There were so, so many beautiful flowers! It was strange to see foxgloves still flowering; The ones in my English garden bloomed back in April, so these mountain flowers were a whole 4 months later!

When we arrived back on Grouse, the lines for the Skyride were ridiculous! Last time we waited 45 minutes for a ride down, but this time the line was more than twice as long! We had already paid for our tickets, and they wouldn’t refund them(!) How Rude! So, we gave them away to some girls at the top of the grind, and started walking back down the BCMC trail. By now there was more sun filtering through the forest so it was a gorgeous, if knee-busting descent.

We thought it would be quicker to come down, but as you have to be careful with tree roots, it still took us over an hour and a half to walk down.

On the way we made friends with a girl who was walking on her own. She had attempted to climb Crown Mountain but had met a black bear. She said as soon as she saw it, she forgot everything that she is meant to do, and screamed! Someone further down the trail shouted “don’t run” so she managed to stay still. Then, she also saw a baby bear! She had to back away slowly, and then climb back over up to Little Goat Mountain all alone. She was still a bit freaked out, so we chatted and walked down the mountain together to help calm her down. It turned out that she studies at UBC, so I made a new hiking friend.

So, that is the story of our walk to Goat Mountain. If you are visiting Vancouver, (and you have strong legs) I cannot recommend this hike enough. It was so, so fun! We walked for about 8 hours – but this included the 5km before we got to the mountain, as well as the 3.5 hours going up and down Grouse Mountain. So, if you take the Skyride you can probably do the whole walk in around 4 hours. Doooo it!

25 thoughts on “Vancouver Walks – Goat Mountain

  1. Wow! Those pictures are mind blowing! And Mount Baker does look so dreamy there off in the distance. I can’t hike; so I’m just gonna live vicariously through you now… minus the almost sliding off cliffs part (next one to read!) Happy hiking!

    1. Thanks Jessica!

      You could still go up to the top of Grouse Mountain in the Sky ride…and yay that you can still see all the views with my photos!

      My mum used to be in a wheelchair, that is the main reason I always take so many photos. I got into the habit early as I’ve always wanted to share pretty views with her. I really love that more people are happy to see them too, so thank you so much for popping by!

    1. Thanks George!

      The views *were* breathtaking. It’s hard to show them off in photos but it was so fun to be right in the middle of s many mountains! It just made me want to explore more!!

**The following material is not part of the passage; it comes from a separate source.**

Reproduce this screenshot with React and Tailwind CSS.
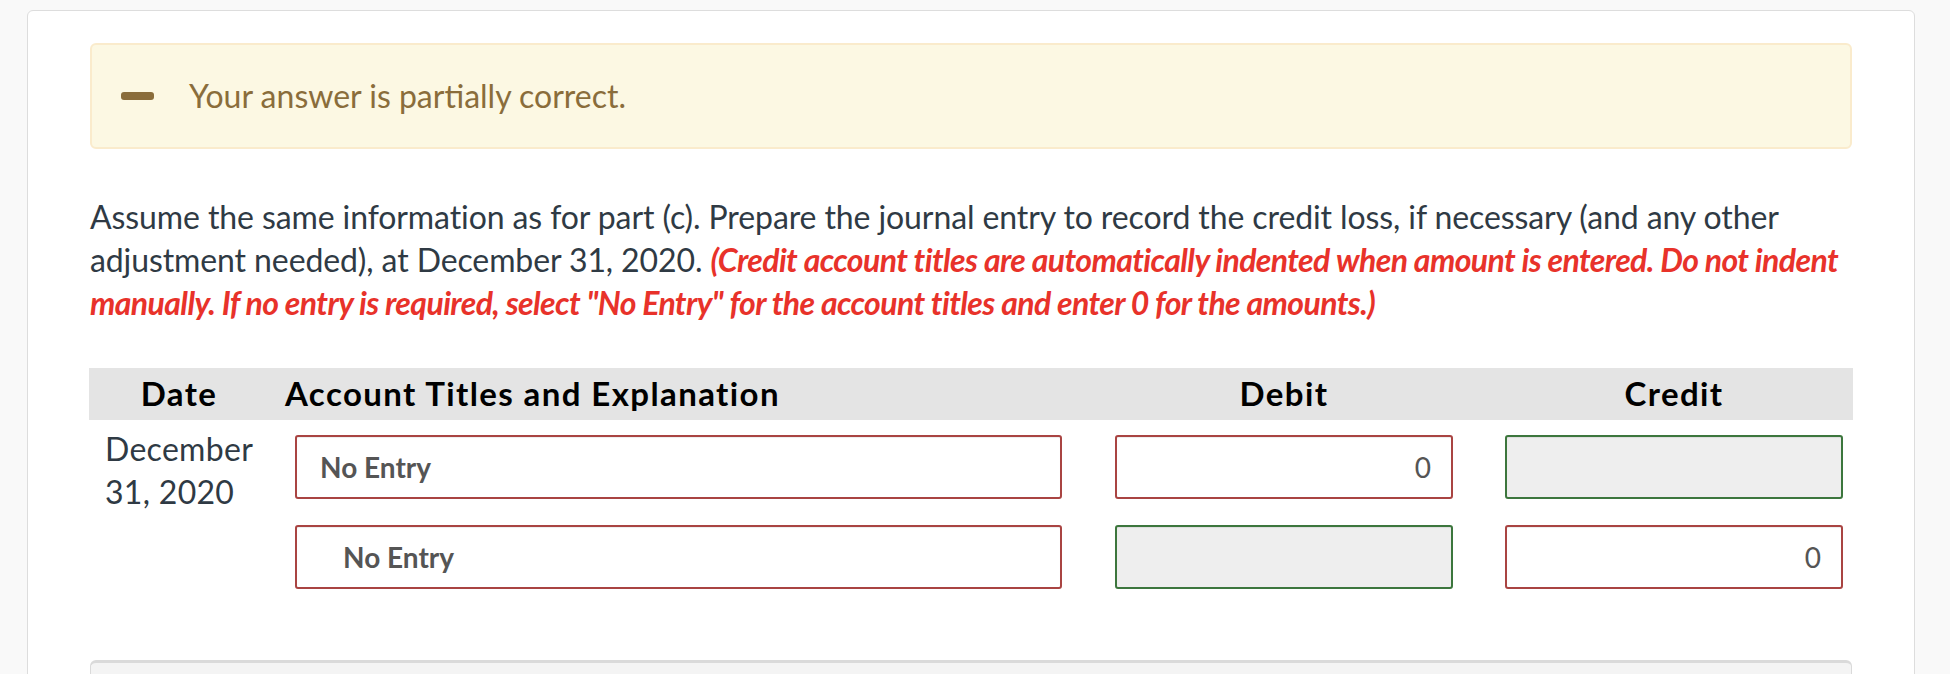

    1. I was wondering why it’s called goat mountain too! I mean, I didn’t see any goats in Vancouver…so I’m not sure why it received that name!

      The zip-lining looks sooo fun BUT it’s super pricey! Over $100, plus you have to pay to get up there! I’d love to, but I can’t quite justify it at that price! 🙁

  2. What a wonderful post and, by the looks of the photos, a wonderful place to hike! Have you ever visited the North Shore of Lake Superior in Minnesota? There are hundreds of miles of hiking trails in a small area (waterfalls, overlooks, huge cliffs, and rivers). If you ever come this way, I’d be happy to direct you to some top-notch hikes! 🙂

    1. I would LOVE that!

      Most of our holidays will be for friends weddings in the next year, but after that we are both keen to explore further afield in North America and Canada and visit more mountains. I will give you a shout when we make plans for Minnesota!

  3. 1. That is a fantastic way to stay comfortable and dry, and I know quite a few people who could benefit from this tip!!
    2. This hike is absolutely gorgeous, and I totally recommend that anyone who has an interest in hiking tackle Goat Mountain when they visit Van city! It’s also looking a little clearer, which is nice to see given all of the wildfires 🙁
    3. Are you gonna head to Banff soon to get some hikes in there??

    1. 1. Yay! Please share the tip! It works really well.

      2. The smoke came back last week (it was horrible again) …but it has cleared again a bit this week. 😀 That hike was amaaazing, but part of the reason we chose to do it was because of the clear weather.

      3. YES! But I am not sure when! We didn’t even get as far as Whistler yet!

  4. Your photos are beautiful, Josy. What an interesting hike – from yoga enthusiasts to bears. I would definitely want to see the bears enclosed and not in the wild like your hiking companion. Living in Maine I have a healthy respect for bears, especially mama bears protecting their young.

    1. Yep, a mummy and baby bear is definitely the kind of bear I wouldn’t like to meet! At least the bears she saw were black bears, rather than grizzlies like Grinder and Coola.

      What kind of bears do you get in Maine!?

  5. Now you see why I rate this hike so highly 🙂 But – wow – did you ever do it the hard way hiking up and down the BCMC! Walking further along the ridge is really nice and you probably won’t encounter anyone else. It’s not as hard as the sign makes out – they’re to discourage the inexperienced/ill-prepared.

    The red berries are probably rosy twistedstalk (look carefully at the berries and you’ll see why they get that name); the black ones look like black huckleberries – delicious and sweeter than blueberries.

    1. Ah well. I missed them that time, but I can try them next time!! 🙂

      You were right. This was an amaaaazing hike!

      You should give me a shout one day when you’re in UBC. I feel like I owe you a coffee/beer for all your brilliant advice since we moved here. 🙂

      1. Aww – only too happy to help out! 🙂 Yes, let’s do that – it would be nice to meet up 🙂 How about we wait a week or so to let the start-of-term craziness to die down at bit?

    1. You’d manage without GPS because it is a pretty obvious path and well sign posted. I always feel like GPS is more needed in really confusing areas with less obvious paths!!

    1. It’s here don’t worry! 😀

      That’s for popping over! We’ve swapped mountain photos for the day as I LOVED your post today too.